That was the last the world heard of Mainliner for over a decade. Kawabata and Shimura concentrated on Acid Mothers Temple, while Nanjo made a few more records with Toho Sara and Ohkami No Jikan, but then he either retired or people stopped updating his Discogs page. I can’t be sure. Anyway, I loved almost all of Mainliner’s early work, but I had mostly consigned them to history when in 2013, the album Revelation Space appeared without warning on the UK label Riot Season. It was credited to Kawabata Makoto’s Mainliner, and the lineup consisted of Kawabata, Shimura, and new bassist/vocalist Kawabe Taigen, of the “acid punk” band Bo Ningen.
It was immediately apparent that this was an entirely new band. Taigen’s vocals had an androgynous, shoegazey quality that worked surprisingly well, floating through the storm of fried-amp guitar like an iridescent ribbon in a mud puddle. The album had five tracks, some short and blasty and others long and abstract but all of them heavy/noisy as fuck. It didn’t grab me as viscerally and immediately as Mellow Out or Imaginative Plain had, but they hadn’t gone all the way out into AMT-style space-jam tedium. They were still monsters of rawk.
Eight years later, without warning like always, Mainliner released Dual Myths, an album I included on the best-of list I submitted for The Wire’s critics’ poll. (Disappointingly, others did not share my enthusiasm.) It’s their masterpiece, no kidding. They had toned down the in-the-redness, at least when Kawabata wasn’t soloing, and Taigen’s vocals were even breathier and more swaddled in shoegaze reverb. It sounded like a Japanese psych-rock version of Primal Scream’s XTRMNTR, of all things. It was still unbelievably heavy and blown-out by normal human standards, but more disciplined and focused than Mainliner had ever been before.
In the last two years, before and after the release of Dual Myths, Kawabata has put seven other Mainliner releases up on his Bandcamp page. They cover the band’s entire career, from their very first show in 1995 to one from January of this year, along with some rare studio recordings, and some of them have rapidly become my favorites from the band’s catalog.
If you want to start right at the beginning, well, Mellow Out Live in 1995 documents the live debut of the original lineup at Tokyo’s Showboat club on October 10, 1995. They play two songs, a 20-minute “M” and a 14:29 “Black Sky,” and while the sound is rough, it’s actually a little less deliberately eardrum-scorching than the studio album. It’s as if the dense washes of distortion are the result of substandard recording equipment rather than deliberate aesthetic choices, and you can listen through that to hear what a kick-ass band they were from Day One.

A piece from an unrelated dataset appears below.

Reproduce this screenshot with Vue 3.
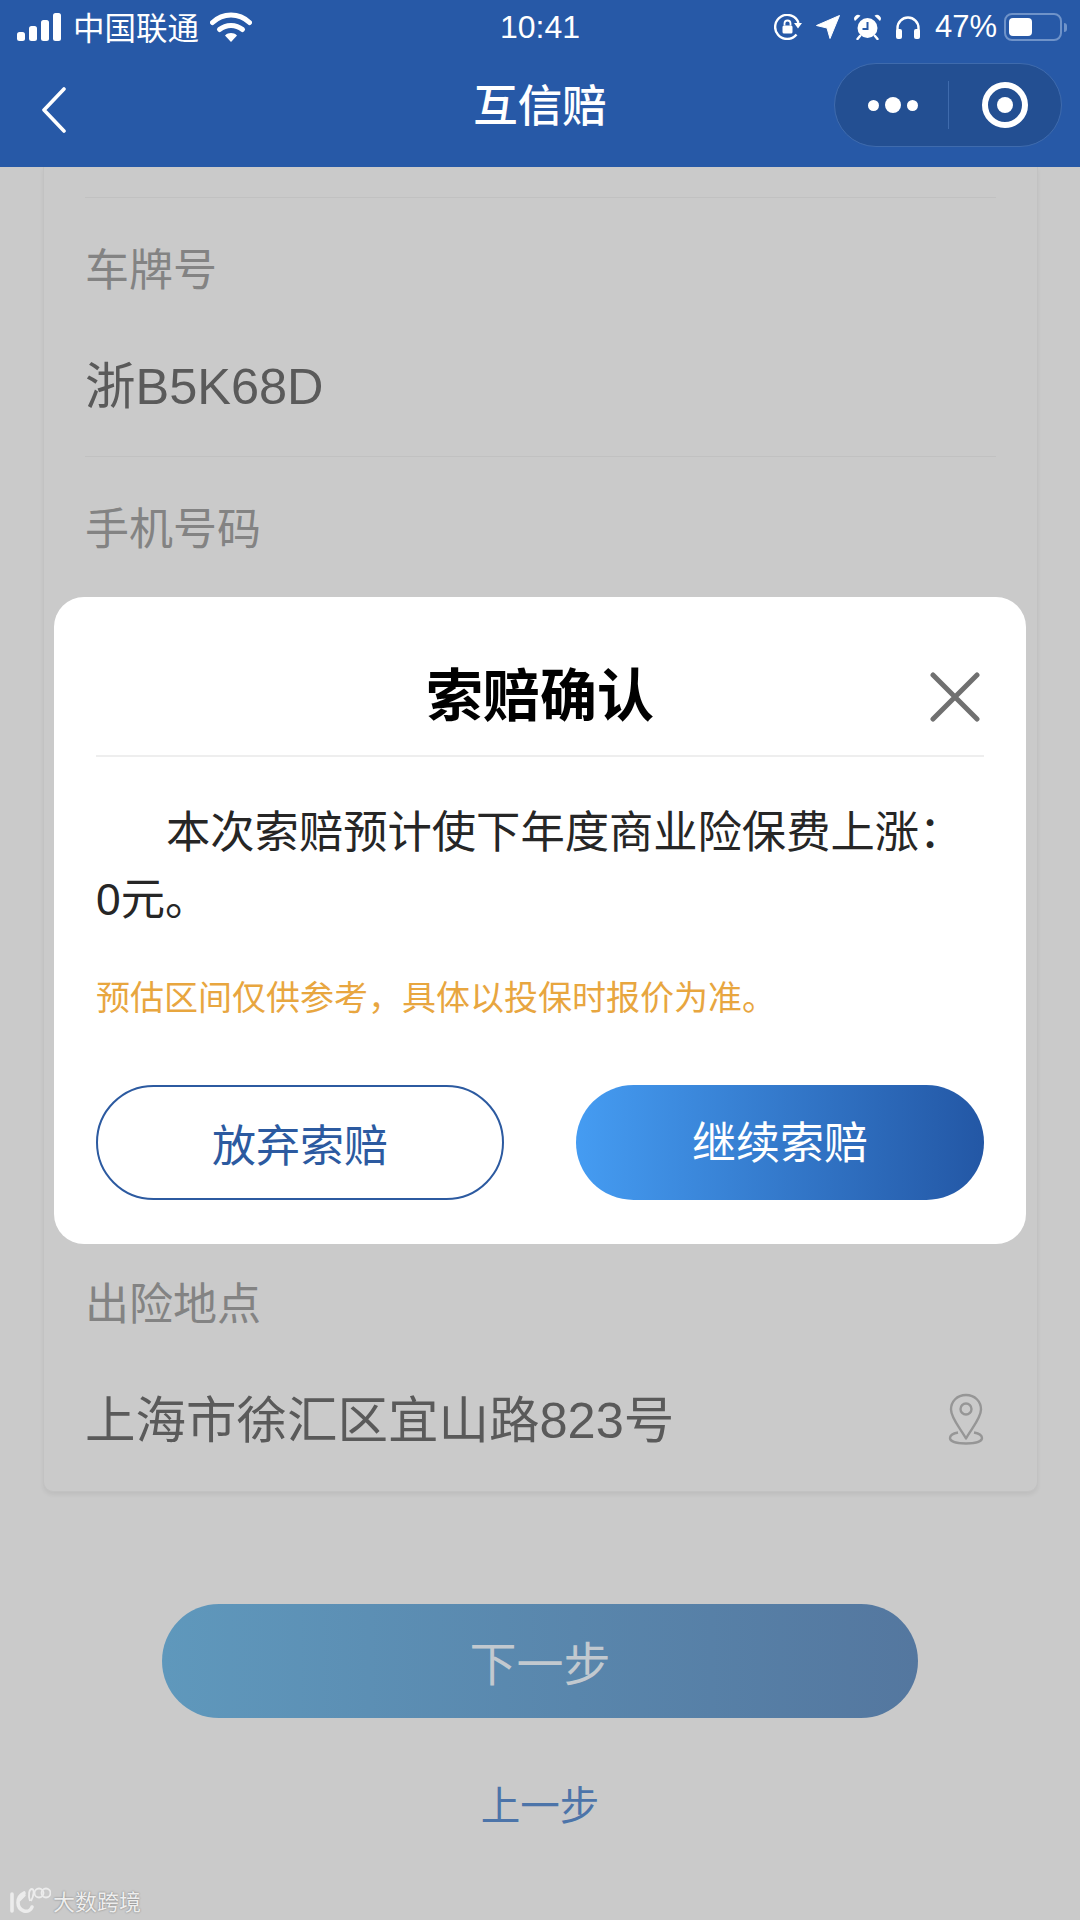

Kamikaze is a small treasure; a lost studio album, the first with Tatsuya Yoshida on drums. It was meant to follow Mellow Out, but rejected at the time in favor of Mainliner Sonic and Psychedelic Polyhedron. Nanjo put out an ultra-rare cassette version in 1997, and Kawabata made some CD-Rs in 2013, but this Bandcamp release is really the first time it’s had a chance to find an audience, and although it’s short (three songs, 32 minutes), it’s worth hearing: effectively instrumental and completely fried. The title track sounds like the tape is dissolving as the music plays; it’s like Mainliner remixed by Merzbow.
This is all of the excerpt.